We recently celebrated our son’s first birthday party, in honor of his fifth birthday. Yes, you read that correctly — fifth birthday, first birthday party.

Unlike his extremely outgoing older sister, our son does not like being the center of attention and until this year has declined a birthday party that included anyone beyond our family. So you can imagine my excitement when he announced that he would like to celebrate turning five by having a party with friends.

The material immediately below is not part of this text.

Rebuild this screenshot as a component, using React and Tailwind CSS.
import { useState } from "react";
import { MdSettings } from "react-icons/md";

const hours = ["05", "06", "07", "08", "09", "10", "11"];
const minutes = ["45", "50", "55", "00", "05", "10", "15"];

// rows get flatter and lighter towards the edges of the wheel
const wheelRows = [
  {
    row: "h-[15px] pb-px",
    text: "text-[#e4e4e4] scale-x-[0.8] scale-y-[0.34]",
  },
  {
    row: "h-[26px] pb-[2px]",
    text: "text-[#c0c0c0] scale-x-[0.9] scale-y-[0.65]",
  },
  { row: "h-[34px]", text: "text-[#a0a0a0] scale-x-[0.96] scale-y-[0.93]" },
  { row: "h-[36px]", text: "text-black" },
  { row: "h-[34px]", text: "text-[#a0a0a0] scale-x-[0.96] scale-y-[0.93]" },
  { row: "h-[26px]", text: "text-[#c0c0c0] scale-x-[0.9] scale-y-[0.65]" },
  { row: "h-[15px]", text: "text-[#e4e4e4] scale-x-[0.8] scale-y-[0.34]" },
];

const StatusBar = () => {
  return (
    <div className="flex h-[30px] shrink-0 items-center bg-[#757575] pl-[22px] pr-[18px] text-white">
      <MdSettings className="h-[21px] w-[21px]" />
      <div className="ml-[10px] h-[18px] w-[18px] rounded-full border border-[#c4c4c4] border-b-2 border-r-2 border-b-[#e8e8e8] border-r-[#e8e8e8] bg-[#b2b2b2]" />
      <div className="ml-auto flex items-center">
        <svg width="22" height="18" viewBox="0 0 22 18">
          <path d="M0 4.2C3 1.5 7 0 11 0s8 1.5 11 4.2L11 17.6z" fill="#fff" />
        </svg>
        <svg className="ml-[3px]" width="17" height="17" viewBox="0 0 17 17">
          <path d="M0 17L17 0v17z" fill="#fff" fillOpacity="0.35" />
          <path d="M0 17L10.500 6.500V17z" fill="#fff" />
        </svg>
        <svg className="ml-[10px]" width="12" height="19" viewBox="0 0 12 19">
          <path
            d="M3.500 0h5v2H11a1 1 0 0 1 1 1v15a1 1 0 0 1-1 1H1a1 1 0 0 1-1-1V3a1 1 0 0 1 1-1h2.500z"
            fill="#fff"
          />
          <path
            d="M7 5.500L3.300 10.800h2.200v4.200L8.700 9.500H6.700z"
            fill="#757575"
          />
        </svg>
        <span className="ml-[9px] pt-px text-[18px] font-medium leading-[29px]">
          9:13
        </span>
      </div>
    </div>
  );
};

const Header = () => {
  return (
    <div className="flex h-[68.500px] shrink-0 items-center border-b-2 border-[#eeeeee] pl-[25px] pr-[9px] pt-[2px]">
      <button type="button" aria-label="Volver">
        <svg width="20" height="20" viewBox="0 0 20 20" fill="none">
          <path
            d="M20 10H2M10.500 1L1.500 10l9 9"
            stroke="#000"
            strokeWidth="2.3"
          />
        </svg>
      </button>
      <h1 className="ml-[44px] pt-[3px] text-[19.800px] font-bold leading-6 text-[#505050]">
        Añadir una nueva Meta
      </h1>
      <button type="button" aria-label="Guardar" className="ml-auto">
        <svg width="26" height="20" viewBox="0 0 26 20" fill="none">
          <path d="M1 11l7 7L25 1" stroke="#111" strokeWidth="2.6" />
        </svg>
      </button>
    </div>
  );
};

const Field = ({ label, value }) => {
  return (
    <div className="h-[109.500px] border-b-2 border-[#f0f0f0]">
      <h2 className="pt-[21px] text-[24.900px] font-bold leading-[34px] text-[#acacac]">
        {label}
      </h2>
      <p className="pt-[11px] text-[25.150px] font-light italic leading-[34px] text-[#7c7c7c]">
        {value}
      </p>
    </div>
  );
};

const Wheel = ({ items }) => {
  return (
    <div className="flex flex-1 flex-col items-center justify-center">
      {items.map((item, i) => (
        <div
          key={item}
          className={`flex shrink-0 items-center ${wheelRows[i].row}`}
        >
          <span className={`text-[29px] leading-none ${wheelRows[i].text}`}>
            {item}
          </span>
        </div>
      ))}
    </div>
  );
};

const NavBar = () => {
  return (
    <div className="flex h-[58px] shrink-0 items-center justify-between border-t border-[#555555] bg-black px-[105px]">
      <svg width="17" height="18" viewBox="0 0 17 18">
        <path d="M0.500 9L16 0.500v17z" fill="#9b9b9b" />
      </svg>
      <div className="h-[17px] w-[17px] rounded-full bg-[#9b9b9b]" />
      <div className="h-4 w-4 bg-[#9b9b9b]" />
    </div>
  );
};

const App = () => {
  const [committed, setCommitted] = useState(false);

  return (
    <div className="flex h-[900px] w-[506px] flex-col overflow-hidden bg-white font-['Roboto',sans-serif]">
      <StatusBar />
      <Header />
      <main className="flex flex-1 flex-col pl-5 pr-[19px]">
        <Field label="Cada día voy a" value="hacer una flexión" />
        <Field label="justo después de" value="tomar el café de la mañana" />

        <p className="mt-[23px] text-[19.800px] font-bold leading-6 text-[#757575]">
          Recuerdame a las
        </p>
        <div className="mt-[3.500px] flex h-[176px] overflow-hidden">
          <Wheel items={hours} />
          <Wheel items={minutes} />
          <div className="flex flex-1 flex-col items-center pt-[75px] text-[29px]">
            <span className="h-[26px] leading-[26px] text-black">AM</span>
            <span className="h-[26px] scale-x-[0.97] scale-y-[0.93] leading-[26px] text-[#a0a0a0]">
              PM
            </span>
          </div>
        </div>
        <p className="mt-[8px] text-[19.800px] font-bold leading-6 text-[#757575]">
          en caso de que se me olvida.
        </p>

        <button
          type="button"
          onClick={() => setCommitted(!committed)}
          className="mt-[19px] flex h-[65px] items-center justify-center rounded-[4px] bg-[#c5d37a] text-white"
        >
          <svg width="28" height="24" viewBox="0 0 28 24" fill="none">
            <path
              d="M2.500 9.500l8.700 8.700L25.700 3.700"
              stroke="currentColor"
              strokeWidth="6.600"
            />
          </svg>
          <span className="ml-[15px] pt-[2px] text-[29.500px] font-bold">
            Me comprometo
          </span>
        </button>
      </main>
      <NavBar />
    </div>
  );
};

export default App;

We are a family that strives to keep things simple with limited media exposure, more creativity than consumerism, and lots of unstructured time in nature. It is my hope to create holiday (and everyday) memories for my children that are sweet, simple and special; rich with experience and loving presence, with high-glitz, battery-operated, instant-gratification kept to a minimum.

“I’ve decided I’d like to have my birthday party at Chuck E. Cheese,” my son informed me one afternoon as his birthday approached. “And I’d like to go on a submarine. And I’d like to invite four friends.”

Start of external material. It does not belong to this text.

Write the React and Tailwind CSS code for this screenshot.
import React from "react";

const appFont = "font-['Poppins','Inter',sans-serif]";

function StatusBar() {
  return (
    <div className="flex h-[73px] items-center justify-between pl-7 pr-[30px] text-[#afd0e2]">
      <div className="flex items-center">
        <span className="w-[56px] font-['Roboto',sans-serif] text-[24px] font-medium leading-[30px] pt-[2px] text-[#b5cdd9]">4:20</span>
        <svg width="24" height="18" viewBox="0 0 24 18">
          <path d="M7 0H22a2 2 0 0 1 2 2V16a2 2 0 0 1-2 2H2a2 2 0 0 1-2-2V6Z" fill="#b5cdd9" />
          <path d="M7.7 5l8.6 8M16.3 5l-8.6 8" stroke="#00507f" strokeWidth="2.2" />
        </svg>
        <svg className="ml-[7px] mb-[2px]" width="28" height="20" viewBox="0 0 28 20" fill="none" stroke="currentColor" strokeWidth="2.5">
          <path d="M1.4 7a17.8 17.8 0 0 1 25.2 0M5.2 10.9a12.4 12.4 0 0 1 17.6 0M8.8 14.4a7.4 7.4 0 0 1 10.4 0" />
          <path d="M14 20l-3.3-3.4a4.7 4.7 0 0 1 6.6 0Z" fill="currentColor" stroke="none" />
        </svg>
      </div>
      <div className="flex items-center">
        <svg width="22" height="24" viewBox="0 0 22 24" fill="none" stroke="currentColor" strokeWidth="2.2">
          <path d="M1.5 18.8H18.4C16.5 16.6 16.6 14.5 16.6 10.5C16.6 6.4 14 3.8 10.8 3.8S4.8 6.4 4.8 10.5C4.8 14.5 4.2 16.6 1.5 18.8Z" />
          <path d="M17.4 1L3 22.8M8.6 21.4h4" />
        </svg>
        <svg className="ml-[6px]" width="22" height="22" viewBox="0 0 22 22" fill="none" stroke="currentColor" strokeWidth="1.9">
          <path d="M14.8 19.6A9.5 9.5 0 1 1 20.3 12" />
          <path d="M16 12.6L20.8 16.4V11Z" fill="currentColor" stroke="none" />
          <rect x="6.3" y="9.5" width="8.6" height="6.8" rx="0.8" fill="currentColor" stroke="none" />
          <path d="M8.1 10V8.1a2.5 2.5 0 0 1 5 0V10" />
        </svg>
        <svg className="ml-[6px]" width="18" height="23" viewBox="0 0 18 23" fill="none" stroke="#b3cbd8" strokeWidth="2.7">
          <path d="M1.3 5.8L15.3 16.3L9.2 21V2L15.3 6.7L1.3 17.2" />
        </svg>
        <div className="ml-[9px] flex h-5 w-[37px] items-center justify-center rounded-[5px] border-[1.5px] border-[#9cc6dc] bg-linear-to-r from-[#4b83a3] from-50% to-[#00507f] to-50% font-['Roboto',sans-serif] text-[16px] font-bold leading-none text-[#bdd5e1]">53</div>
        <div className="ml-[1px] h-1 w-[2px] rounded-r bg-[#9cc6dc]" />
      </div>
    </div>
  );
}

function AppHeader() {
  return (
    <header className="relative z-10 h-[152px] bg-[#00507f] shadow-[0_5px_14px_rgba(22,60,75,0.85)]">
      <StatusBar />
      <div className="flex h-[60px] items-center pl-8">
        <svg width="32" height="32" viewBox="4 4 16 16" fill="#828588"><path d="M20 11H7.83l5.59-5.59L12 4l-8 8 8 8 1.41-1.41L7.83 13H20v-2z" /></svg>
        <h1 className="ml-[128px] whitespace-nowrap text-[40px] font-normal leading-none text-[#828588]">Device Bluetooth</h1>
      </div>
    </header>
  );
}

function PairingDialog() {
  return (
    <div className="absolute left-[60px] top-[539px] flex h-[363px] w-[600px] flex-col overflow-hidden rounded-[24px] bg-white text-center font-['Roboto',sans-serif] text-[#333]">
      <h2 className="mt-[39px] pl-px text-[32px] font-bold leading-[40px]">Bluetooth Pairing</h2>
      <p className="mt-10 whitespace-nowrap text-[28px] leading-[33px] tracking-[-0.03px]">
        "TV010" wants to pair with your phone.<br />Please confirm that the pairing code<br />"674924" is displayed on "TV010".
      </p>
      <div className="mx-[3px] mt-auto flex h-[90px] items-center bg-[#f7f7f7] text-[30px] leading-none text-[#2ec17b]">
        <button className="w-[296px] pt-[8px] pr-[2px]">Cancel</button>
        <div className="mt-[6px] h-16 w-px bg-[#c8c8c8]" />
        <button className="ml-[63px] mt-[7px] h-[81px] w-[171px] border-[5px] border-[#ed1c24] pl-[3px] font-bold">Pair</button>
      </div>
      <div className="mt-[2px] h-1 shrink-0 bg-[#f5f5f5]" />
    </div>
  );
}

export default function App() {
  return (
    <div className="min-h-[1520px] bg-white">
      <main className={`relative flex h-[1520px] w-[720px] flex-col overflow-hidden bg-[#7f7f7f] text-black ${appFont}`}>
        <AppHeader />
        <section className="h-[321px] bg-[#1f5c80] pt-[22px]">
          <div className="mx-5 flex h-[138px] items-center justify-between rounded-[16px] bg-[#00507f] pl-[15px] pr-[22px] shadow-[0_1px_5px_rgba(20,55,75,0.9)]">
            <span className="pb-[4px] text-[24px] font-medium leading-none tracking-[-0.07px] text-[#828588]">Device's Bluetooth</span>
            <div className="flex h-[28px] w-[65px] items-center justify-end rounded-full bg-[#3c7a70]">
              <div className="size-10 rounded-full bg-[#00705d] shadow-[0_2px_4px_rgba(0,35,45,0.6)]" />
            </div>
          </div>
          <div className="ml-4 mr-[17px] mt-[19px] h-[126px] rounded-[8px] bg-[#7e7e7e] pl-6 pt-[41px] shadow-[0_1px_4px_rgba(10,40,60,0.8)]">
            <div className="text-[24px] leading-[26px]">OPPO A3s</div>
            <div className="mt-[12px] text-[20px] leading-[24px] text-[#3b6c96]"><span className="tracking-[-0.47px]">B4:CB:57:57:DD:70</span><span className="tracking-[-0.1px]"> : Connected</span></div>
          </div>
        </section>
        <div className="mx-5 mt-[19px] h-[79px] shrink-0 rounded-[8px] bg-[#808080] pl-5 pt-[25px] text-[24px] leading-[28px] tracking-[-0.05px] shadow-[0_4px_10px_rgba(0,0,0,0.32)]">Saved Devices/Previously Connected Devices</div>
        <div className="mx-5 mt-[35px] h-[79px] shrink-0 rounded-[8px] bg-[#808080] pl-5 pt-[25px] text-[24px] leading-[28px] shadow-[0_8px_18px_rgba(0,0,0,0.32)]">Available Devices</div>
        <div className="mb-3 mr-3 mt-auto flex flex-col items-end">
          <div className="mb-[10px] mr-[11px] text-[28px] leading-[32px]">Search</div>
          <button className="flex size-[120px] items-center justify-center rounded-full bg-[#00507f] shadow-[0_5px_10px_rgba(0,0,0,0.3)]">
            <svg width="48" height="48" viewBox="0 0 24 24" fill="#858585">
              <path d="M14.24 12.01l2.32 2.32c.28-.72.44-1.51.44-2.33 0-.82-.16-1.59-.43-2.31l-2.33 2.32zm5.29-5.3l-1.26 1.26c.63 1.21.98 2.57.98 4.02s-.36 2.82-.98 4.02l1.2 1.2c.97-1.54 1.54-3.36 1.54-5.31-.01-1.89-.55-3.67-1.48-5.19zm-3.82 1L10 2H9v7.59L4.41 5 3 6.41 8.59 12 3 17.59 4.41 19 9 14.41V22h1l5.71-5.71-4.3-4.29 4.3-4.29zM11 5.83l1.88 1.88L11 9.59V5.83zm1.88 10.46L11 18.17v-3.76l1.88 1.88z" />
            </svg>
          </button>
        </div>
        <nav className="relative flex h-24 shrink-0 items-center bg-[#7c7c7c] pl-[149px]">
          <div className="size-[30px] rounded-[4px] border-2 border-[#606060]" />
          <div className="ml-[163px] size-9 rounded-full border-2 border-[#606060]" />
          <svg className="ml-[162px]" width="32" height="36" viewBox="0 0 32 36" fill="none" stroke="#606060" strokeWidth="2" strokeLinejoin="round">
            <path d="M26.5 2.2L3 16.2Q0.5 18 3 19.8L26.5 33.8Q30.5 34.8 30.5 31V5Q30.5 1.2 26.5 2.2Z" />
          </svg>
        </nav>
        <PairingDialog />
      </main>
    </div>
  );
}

“Oh. Ummm…okay. That sounds fun. How about I talk to Papa and see what he thinks?” (My current “defer and maybe they will forget” strategy, since my kids have totally caught on to, “We’ll see…”)

“Let’s do it!” my husband declared without hesitation later that night. “It’s his first birthday party and it’s what he wants. It will be fun.”

The next day I sent various forms of electronic communication to the parents of the four invited friends: Thursday afternoon after school. Submarine museum in Groton. Pizza and play time at Chuck E. Cheese in New London.

One at a time the responses came back. Everyone was in and the road-trip birthday party was on.

On the day of the birthday party, my husband and I both took the day off from work and carefully plotted out the expedition, which included booster seat collections, bus stop meetings, after school snacks and an extended discussion about who would ride in which car and how we should time our visit to Chuck E. Cheese to minimize the craziness factor?

“I still can’t believe we’re doing this,” I muttered, shaking my head as my husband and I jokingly activated our Wonder Twin powers before heading out the door.

“It will be fun,” he promised me, again.

With Dan Zanes on my iPod and a car full of Whoopee-cushion-induced silliness, I hopped on Route 95 feeling ready, and even a little excited, for the afternoon’s adventures.

“So, who’s excited to tour a submarine?” I asked in my best cheery, camp counselor voice.

A chorus of Me! Me! Me! rang out behind me.

“And who loves Chuck E. Cheese?” I continued.

“I do! I do!” my daughter and her friend shouted from the third row.

“I’ve never been,” announced one of the boys in front of them. “My mom hates Chuck E. Cheese.”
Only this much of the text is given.